I'm consistently getting errors using checkout: java.io.IOException: Couldn't delete one or more jar files

micha19:07:55

pkobrien: i think that's a windows issue where it doesn't let boot delete files when there are open input streams

micha19:07:38

a lot of java code relies on the finalization before garbage collection to close streams

micha19:07:59

and there isn't a reliable way to force garbage collection either

micha19:07:11

so i'm not sure how to fix that

meow19:07:50

@micha: well, I know way less than you do so I'll just live with it

meow20:07:29

does figwheel do an implicit/behind-the-scenes (require '[app.namespace]) thus allowing users of its repl to simply do in-ns 'app.namespace?

meow22:07:47

Check this out, though. Figwheel does do some work behind the scenes in its repl:

This REPL is a little different than other REPLs in that it has live compile information from the build process.

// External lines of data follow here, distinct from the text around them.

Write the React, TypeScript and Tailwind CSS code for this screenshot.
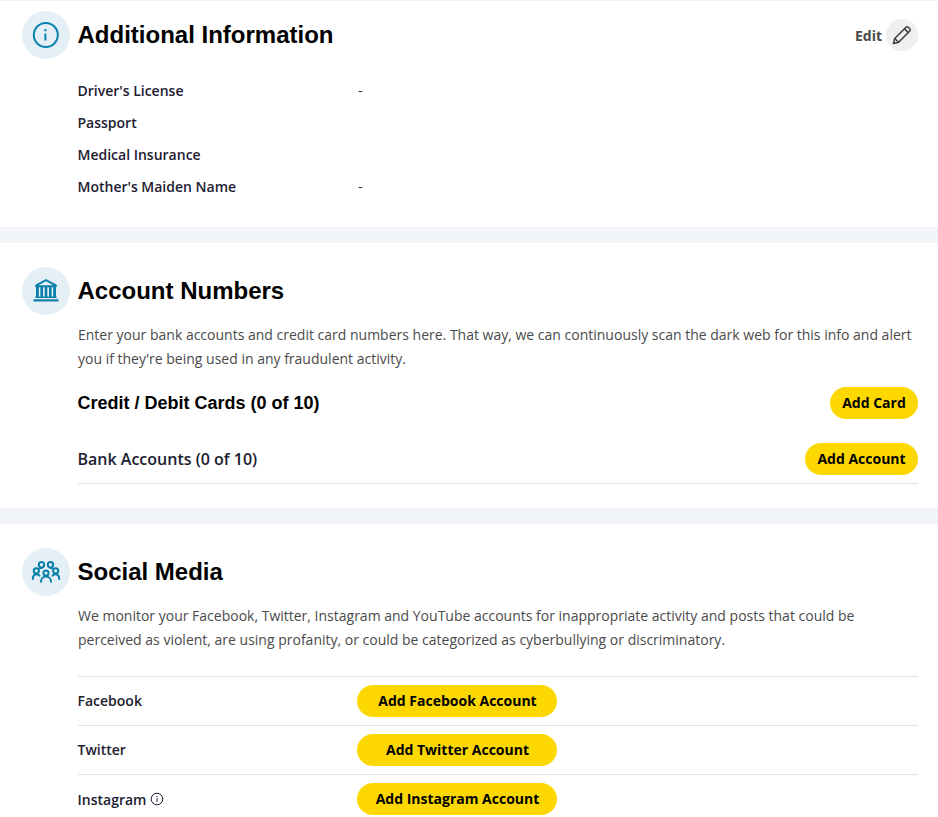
import React from "react";

const open = "font-['Open_Sans',sans-serif]";
const head = "font-['Liberation_Sans',Arial,sans-serif]";

function Circle({ children }: { children: React.ReactNode }) {
  return (
    <div className="w-12 h-12 rounded-full bg-[#e4eff6] flex items-center justify-center shrink-0 mr-2">
      {children}
    </div>
  );
}

function Title({ children }: { children: React.ReactNode }) {
  return <h2 className={`${head} -ml-[0.5px] text-[24px] leading-[48px] font-bold text-black`}>{children}</h2>;
}

function Btn({ children, className = "" }: { children: React.ReactNode; className?: string }) {
  return (
    <button className={`${open} h-8 pb-[2px] rounded-full bg-[#fdd800] text-[14px] font-bold text-black flex items-center justify-center ${className}`}>
      {children}
    </button>
  );
}

function Info({ label, value }: { label: string; value?: string }) {
  return (
    <div className="flex h-8 items-center pb-[2px]">
      <div className="w-[280px] -ml-[0.5px] mr-[0.5px] text-[14px] font-semibold text-[#1c2030]">{label}</div>
      <div className="text-[14px] text-[#333]">{value}</div>
    </div>
  );
}

function SocialRow({ label, action, info, up = true }: { label: string; action: string; info?: boolean; up?: boolean }) {
  return (
    <div className="flex h-[49px] items-center border-t border-[#e2e2e2]">
      <div className={`w-[279px] -ml-[0.5px] mr-[0.5px] flex items-center text-[14px] font-semibold text-[#1c2030] ${up ? "pb-[2px]" : ""}`}>
        {label}
        {info && (
          <svg className="ml-[3.5px]" width="14" height="14" viewBox="0 0 14 14" fill="none" stroke="#1c2030" strokeWidth="1">
            <circle cx="7" cy="7" r="5.8" />
            <path d="M7 6.200v3.600M7 4v1.100" />
          </svg>
        )}
      </div>
      <Btn className="w-[200px] pl-px">{action}</Btn>
    </div>
  );
}

export default function App() {
  return (
    <div className={`${open} w-[938px] h-[817px] overflow-hidden bg-white`}>
      <section className="h-[227px] pt-[11px] pl-[22px] pr-5 border-t border-[#f4f4f4]">
        <div className="flex items-center -mt-px">
          <Circle>
            <svg width="30" height="30" viewBox="0 0 30 30" fill="none" stroke="#0a82ad" strokeWidth="2">
              <circle cx="14.800" cy="15" r="12" />
              <path d="M14.400 13.500v7M14.400 9v2.200" />
            </svg>
          </Circle>
          <Title>Additional Information</Title>
          <div className="ml-auto flex items-center">
            <span className="text-[14px] font-bold text-[#4a4a4a] mr-1 -ml-px">Edit</span>
            <div className="w-8 h-8 rounded-full bg-[#efefef] flex items-center justify-center">
              <svg width="20" height="20" viewBox="0 0 20 20" fill="none" stroke="#3c3c3c" strokeWidth="1.5" strokeLinejoin="round">
                <path d="M1.500 18.500l1.200-5L14 2.200a1.600 1.600 0 0 1 2.200 0l1.600 1.600a1.600 1.600 0 0 1 0 2.200L6.700 17.300l-5.200 1.200z" />
                <path d="M2.700 13.500l4 3.800M12.400 3.800l3.800 3.800" />
              </svg>
            </div>
          </div>
        </div>
        <div className="pl-14 mt-4">
          <Info label="Driver's License" value="-" />
          <Info label="Passport" />
          <Info label="Medical Insurance" />
          <Info label="Mother's Maiden Name" value="-" />
        </div>
      </section>
      <div className="h-4 bg-[#f1f4f8]" />
      <section className="h-[265px] pt-6 pl-[22px] pr-5">
        <div className="flex items-center">
          <Circle>
            <svg width="26" height="24" viewBox="0 0 26 24" fill="#0a7fab">
              <path d="M13 1.200L3.200 6.300v1h19.600v-1L13 1.200z" fill="none" stroke="#0a7fab" strokeWidth="2" strokeLinejoin="round" />
              <path d="M3 8h2.800v9.500H3zM7.400 8h2.600v9.500H7.400zM11.700 8h2.600v9.500h-2.600zM16 8h2.600v9.500H16zM20.200 8H23v9.500h-2.800zM2.500 17.600h21v1.500h-21zM0.500 20.200h25v2.200h-25z" />
            </svg>
          </Circle>
          <Title>Account Numbers</Title>
        </div>
        <div className="pl-14">
          <p className="text-[14px] leading-6 text-[#4a4a4a] mt-2">
            Enter your bank accounts and credit card numbers here. That way, we can continuously scan the dark web for this info and alert you if they're being used in any fraudulent activity.
          </p>
          <div className="flex items-center justify-between mt-4">
            <h3 className={`${head} -ml-[0.5px] text-[18px] font-bold text-black`}>Credit / Debit Cards (0 of 10)</h3>
            <Btn className="w-[88px]">Add Card</Btn>
          </div>
          <div className="flex items-center justify-between mt-6 pb-2 border-b border-[#e2e2e2]">
            <span className="-ml-[0.5px] text-[16px] font-semibold text-[#1c2030]">Bank Accounts (0 of 10)</span>
            <Btn className="w-[113px]">Add Account</Btn>
          </div>
        </div>
      </section>
      <div className="h-4 bg-[#f1f4f8]" />
      <section className="pt-6 pl-[22px] pr-5">
        <div className="flex items-center">
          <Circle>
            <svg width="30" height="24" viewBox="0 0 30 24" fill="none" stroke="#0a7fab" strokeWidth="2" strokeLinecap="round">
              <circle cx="10.500" cy="4.800" r="2.700" />
              <circle cx="19.500" cy="4.800" r="2.700" />
              <circle cx="5.300" cy="10.800" r="2.600" />
              <circle cx="15" cy="13" r="2.600" />
              <circle cx="24.700" cy="10.800" r="2.600" />
              <path d="M1.800 19c0-3 1.500-4.800 3.700-4.800 1.300 0 2.300.5 3 1.400M28.200 19c0-3-1.500-4.800-3.700-4.800-1.300 0-2.300.5-3 1.400M10 21.800c0-3 2-5.200 5-5.200s5 2.200 5 5.200M8.500 8.500c.5-.4 1.200-.6 2-.6M21.500 8.500c-.5-.4-1.200-.6-2-.6" />
            </svg>
          </Circle>
          <Title>Social Media</Title>
        </div>
        <div className="pl-14">
          <p className="text-[14px] leading-6 text-[#4a4a4a] mt-2 mb-6">
            We monitor your Facebook, Twitter, Instagram and YouTube accounts for inappropriate activity and posts that could be perceived as violent, are using profanity, or could be categorized as cyberbullying or discriminatory.
          </p>
          <SocialRow label="Facebook" action="Add Facebook Account" />
          <SocialRow label="Twitter" action="Add Twitter Account" />
          <SocialRow label="Instagram" action="Add Instagram Account" info up={false} />
        </div>
      </section>
    </div>
  );
}
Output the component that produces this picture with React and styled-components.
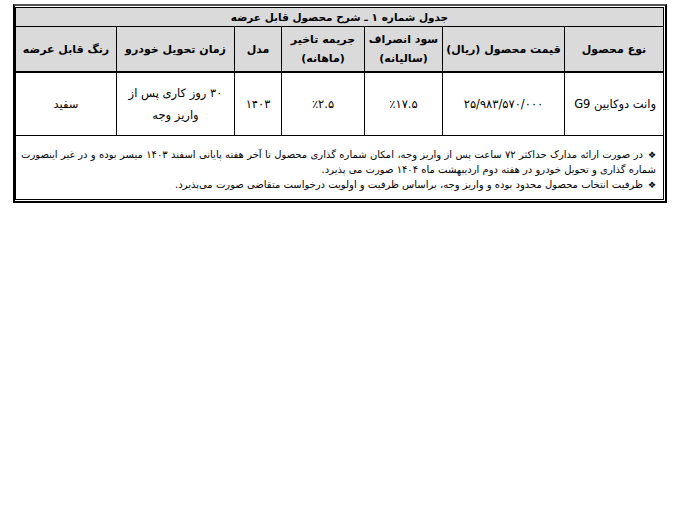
import React from "react";
import styled, { createGlobalStyle } from "styled-components";

const GlobalStyle = createGlobalStyle`
    html, body {
        margin: 0;
        padding: 0;
        background: #ffffff;
    }
    body {
        font-family: "DejaVu Sans", "Noto Sans", sans-serif;
        color: #000;
    }
`

const COLUMNS = [
    { key: "type", title: ["نوع محصول"], width: 99 },
    { key: "price", title: ["قیمت محصول (ریال)"], width: 122 },
    { key: "profit", title: ["سود انصراف", "(سالیانه)"], width: 78 },
    { key: "penalty", title: ["جریمه تاخیر", "(ماهانه)"], width: 83 },
    { key: "model", title: ["مدل"], width: 47 },
    { key: "delivery", title: ["زمان تحویل خودرو"], width: 118 },
    { key: "color", title: ["رنگ قابل عرضه"], width: 101 },
]

const ROW = {
    type: "وانت دوکابین G9",
    price: "۲۵/۹۸۳/۵۷۰/۰۰۰",
    profit: "٪۱۷.۵",
    penalty: "٪۲.۵",
    model: "۱۴۰۳",
    delivery: ["۳۰ روز کاری پس از", "واریز وجه"],
    color: "سفید",
}

const NOTES = [
    "در صورت ارائه مدارک حداکثر ۷۲ ساعت پس از واریز وجه، امکان شماره گذاری محصول تا آخر هفته پایانی اسفند ۱۴۰۳ میسر بوده و در غیر اینصورت شماره گذاری و تحویل خودرو در هفته دوم اردیبهشت ماه ۱۴۰۴ صورت می پذیرد.",
    "ظرفیت انتخاب محصول محدود بوده و واریز وجه، براساس ظرفیت و اولویت درخواست متقاضی صورت می‌پذیرد.",
]

function App() {
    return (
        <Page>
            <GlobalStyle />
            <Frame>
                <Table>
                    <colgroup>
                        {COLUMNS.map(col => (
                            <col key={col.key} style={{ width: col.width }} />
                        ))}
                    </colgroup>
                    <thead>
                        <tr>
                            <Caption colSpan={COLUMNS.length}>
                                جدول شماره ۱ ـ شرح محصول قابل عرضه
                            </Caption>
                        </tr>
                        <tr>
                            {COLUMNS.map(col => (
                                <Th key={col.key}>
                                    {col.title.map(line => (
                                        <Line key={line}>{line}</Line>
                                    ))}
                                </Th>
                            ))}
                        </tr>
                    </thead>
                    <tbody>
                        <tr>
                            {COLUMNS.map(col => {
                                const value = ROW[col.key]
                                return (
                                    <Td key={col.key} $align={col.key === "type" ? "right" : "center"}>
                                        {Array.isArray(value)
                                            ? value.map(line => <Line key={line}>{line}</Line>)
                                            : value}
                                    </Td>
                                )
                            })}
                        </tr>
                        <tr>
                            <NotesCell colSpan={COLUMNS.length}>
                                {NOTES.map(note => (
                                    <Note key={note}>
                                        <Bullet>❖</Bullet>{note}
                                    </Note>
                                ))}
                            </NotesCell>
                        </tr>
                    </tbody>
                </Table>
            </Frame>
        </Page>
    )
}

export default App;

const Page = styled.div`
    padding: 4px 0 0 13px;
    width: 654px;
`
const Frame = styled.div`
    border: 2px solid #000;
    border-top-color: #555;
    padding: 1px;
    box-shadow: 0 2px 0 #8a8a8a;
    direction: rtl;
`
const Table = styled.table`
    width: 100%;
    table-layout: fixed;
    border-collapse: collapse;
    border: 1px solid #000;
`
const Caption = styled.th`
    background-color: #dadada;
    height: 18px;
    padding: 0;
    font-size: 10.5px;
    font-weight: bold;
    text-align: center;
    border-bottom: 1px solid #000;
`
const Th = styled.th`
    background-color: #dadada;
    height: 44px;
    padding: 0 2px;
    font-size: 11px;
    font-weight: bold;
    text-align: center;
    vertical-align: middle;
    border-left: 1px solid #000;
    border-bottom: 2px solid #000;
    line-height: 19px;
`
const Line = styled.div`
    white-space: nowrap;
`
const Td = styled.td`
    height: 62px;
    padding: 0 7px;
    font-size: 11.5px;
    text-align: ${props => props.$align};
    vertical-align: middle;
    border-left: 1px solid #000;
    border-bottom: 1px solid #000;
    line-height: 22px;
`
const NotesCell = styled.td`
    padding: 11px 7px 7px 5px;
    font-size: 10px;
    line-height: 15px;
    vertical-align: top;
`
const Note = styled.p`
    margin: 0;
    text-align: justify;
`
const Bullet = styled.span`
    display: inline-block;
    font-size: 9px;
    line-height: 10px;
    margin-left: 5px;
`
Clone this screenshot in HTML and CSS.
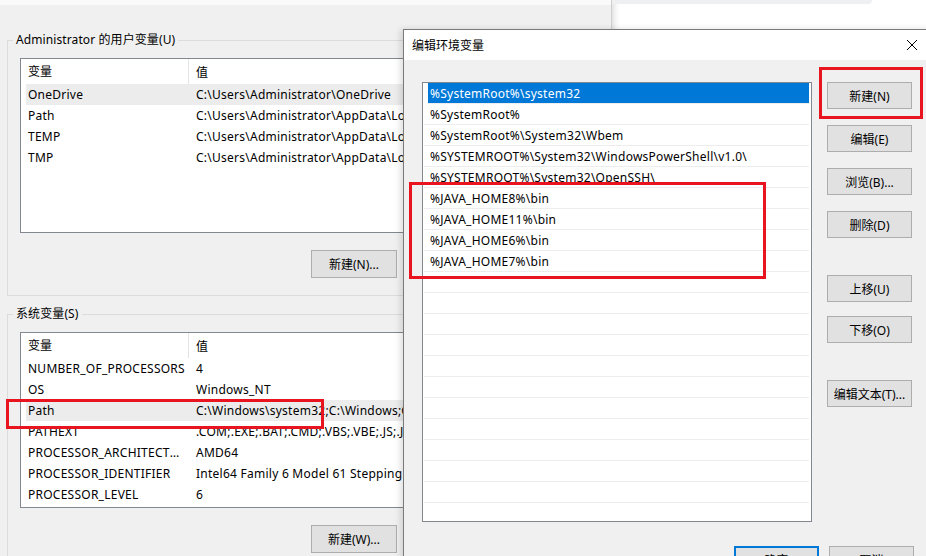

This effectively means that you will not have to call (require or (load-namesapce unless it is a namespace that isn't in your loaded application's required dependencies. In many cases you can just (in-ns 'my.namespace) and everything you need to access will be there already.

meow22:07:22

I wonder if the same could/should be done for boot-cljs-repl?

meow22:07:42

I'm not sure if :analyze-path is what figwheel uses or not.